**Exercise inputs**
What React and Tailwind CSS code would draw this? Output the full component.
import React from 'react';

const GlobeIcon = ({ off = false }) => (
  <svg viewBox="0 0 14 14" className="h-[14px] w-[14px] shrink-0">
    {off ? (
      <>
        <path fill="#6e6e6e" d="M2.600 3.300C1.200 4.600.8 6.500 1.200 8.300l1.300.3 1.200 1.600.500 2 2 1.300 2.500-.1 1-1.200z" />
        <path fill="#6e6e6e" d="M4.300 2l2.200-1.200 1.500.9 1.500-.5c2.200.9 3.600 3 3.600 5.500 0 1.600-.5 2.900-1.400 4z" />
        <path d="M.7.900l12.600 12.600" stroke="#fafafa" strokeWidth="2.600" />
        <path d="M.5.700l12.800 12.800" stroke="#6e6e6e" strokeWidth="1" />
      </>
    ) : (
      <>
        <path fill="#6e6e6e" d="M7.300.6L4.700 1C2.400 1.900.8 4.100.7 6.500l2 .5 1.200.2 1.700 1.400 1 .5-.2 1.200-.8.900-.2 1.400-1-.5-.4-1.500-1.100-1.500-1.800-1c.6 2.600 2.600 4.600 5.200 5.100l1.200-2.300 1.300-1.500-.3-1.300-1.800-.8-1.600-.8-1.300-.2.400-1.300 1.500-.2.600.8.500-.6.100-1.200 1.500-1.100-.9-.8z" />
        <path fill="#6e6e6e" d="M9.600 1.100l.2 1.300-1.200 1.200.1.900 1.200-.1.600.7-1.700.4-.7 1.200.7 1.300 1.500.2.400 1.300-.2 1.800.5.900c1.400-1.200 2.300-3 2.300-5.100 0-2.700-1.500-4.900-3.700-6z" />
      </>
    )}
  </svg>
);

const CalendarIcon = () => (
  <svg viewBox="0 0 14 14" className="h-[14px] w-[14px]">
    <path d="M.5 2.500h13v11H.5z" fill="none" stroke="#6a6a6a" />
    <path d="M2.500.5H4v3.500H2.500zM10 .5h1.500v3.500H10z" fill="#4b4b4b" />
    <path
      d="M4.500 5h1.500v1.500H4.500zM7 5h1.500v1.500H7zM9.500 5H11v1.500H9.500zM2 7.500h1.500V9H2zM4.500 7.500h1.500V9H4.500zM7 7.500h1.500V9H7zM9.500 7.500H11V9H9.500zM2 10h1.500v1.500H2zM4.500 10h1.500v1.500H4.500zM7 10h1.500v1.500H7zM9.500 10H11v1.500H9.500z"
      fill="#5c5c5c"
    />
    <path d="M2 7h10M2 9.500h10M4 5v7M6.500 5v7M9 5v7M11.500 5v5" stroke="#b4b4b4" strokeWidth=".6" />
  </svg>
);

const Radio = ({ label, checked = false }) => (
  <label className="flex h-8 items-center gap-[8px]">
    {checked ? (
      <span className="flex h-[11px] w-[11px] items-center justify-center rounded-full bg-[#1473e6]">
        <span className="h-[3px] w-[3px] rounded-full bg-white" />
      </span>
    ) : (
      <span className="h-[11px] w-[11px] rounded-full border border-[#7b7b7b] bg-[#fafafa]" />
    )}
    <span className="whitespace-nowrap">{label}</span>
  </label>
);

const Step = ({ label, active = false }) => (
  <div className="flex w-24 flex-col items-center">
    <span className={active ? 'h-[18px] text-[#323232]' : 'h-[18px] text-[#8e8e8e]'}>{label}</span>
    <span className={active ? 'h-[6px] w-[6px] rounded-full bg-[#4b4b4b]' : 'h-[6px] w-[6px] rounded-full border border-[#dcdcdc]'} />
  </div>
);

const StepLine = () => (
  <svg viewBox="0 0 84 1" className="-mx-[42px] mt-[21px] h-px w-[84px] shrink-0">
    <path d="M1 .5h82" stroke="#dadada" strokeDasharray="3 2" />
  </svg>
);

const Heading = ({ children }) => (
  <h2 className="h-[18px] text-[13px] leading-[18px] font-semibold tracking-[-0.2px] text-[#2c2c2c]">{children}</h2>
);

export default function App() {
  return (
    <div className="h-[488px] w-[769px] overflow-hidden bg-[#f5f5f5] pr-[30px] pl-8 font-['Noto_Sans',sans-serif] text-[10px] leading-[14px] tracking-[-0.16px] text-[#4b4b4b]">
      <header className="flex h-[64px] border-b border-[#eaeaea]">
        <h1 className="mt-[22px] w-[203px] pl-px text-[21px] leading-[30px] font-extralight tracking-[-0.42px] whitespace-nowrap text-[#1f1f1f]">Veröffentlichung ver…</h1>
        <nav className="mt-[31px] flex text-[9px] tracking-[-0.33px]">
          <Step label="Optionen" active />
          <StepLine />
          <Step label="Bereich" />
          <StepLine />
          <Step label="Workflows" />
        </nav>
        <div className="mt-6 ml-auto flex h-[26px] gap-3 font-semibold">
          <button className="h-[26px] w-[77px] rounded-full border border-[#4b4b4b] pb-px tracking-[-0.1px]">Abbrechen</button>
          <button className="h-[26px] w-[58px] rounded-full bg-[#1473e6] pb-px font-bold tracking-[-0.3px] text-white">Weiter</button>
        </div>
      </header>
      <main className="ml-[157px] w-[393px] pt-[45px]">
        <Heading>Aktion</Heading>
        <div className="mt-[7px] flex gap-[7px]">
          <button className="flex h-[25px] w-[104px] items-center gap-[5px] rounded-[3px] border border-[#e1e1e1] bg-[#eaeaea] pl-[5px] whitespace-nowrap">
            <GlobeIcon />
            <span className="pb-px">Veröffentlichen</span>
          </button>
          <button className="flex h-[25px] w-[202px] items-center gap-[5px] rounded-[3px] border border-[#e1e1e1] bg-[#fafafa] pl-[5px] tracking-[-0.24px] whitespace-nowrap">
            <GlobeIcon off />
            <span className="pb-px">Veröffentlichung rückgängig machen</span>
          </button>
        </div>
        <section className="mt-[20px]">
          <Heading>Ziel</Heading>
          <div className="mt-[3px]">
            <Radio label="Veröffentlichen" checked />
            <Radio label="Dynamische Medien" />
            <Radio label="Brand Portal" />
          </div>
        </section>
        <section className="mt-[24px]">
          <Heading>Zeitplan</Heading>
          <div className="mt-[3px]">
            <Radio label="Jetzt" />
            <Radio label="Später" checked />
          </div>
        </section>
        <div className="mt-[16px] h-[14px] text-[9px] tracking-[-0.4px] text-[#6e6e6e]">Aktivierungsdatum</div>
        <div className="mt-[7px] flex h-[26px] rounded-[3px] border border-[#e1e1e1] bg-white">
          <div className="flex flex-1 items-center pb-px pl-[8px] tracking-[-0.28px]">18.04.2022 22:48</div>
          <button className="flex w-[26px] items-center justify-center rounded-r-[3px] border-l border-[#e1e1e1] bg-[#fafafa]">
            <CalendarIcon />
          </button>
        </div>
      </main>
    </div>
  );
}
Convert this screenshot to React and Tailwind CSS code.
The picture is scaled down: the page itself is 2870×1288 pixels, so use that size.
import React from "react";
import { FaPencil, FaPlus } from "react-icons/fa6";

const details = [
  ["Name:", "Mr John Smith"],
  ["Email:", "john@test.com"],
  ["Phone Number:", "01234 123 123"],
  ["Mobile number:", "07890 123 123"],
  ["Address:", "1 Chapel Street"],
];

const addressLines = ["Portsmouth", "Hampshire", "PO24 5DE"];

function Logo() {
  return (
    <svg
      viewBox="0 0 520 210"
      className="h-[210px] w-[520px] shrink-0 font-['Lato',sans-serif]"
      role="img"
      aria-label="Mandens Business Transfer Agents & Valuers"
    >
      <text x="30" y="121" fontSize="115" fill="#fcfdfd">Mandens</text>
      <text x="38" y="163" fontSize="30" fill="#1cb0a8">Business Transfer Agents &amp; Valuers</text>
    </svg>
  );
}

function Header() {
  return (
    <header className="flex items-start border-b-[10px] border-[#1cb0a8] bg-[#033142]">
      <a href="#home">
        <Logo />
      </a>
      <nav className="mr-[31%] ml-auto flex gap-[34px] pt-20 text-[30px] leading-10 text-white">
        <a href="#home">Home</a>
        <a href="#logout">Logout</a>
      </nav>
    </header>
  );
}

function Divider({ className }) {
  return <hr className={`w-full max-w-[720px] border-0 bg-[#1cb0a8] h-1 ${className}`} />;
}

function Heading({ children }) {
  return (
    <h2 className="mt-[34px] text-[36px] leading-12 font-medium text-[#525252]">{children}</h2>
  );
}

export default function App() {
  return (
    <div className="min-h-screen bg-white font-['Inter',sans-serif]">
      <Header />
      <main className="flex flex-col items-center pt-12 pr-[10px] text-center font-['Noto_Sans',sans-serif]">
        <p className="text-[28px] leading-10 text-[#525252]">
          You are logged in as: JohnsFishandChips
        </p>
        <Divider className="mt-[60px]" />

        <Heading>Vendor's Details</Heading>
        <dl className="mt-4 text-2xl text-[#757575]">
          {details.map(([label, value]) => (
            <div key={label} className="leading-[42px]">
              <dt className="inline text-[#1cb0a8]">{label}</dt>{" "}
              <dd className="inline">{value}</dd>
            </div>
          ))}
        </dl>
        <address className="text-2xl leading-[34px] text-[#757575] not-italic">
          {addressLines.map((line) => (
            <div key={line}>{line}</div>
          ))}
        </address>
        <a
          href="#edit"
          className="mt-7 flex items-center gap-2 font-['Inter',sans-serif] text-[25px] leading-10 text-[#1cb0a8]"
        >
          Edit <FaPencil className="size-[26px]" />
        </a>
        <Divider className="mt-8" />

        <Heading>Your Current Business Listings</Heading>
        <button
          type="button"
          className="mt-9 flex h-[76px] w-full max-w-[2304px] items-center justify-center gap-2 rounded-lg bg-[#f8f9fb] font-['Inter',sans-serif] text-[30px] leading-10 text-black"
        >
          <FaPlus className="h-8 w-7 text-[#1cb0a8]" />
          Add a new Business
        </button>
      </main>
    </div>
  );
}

**Given instruction**
How many lines of the entries above hold the string "this"? Reply with the number alone.

**Right answer**
2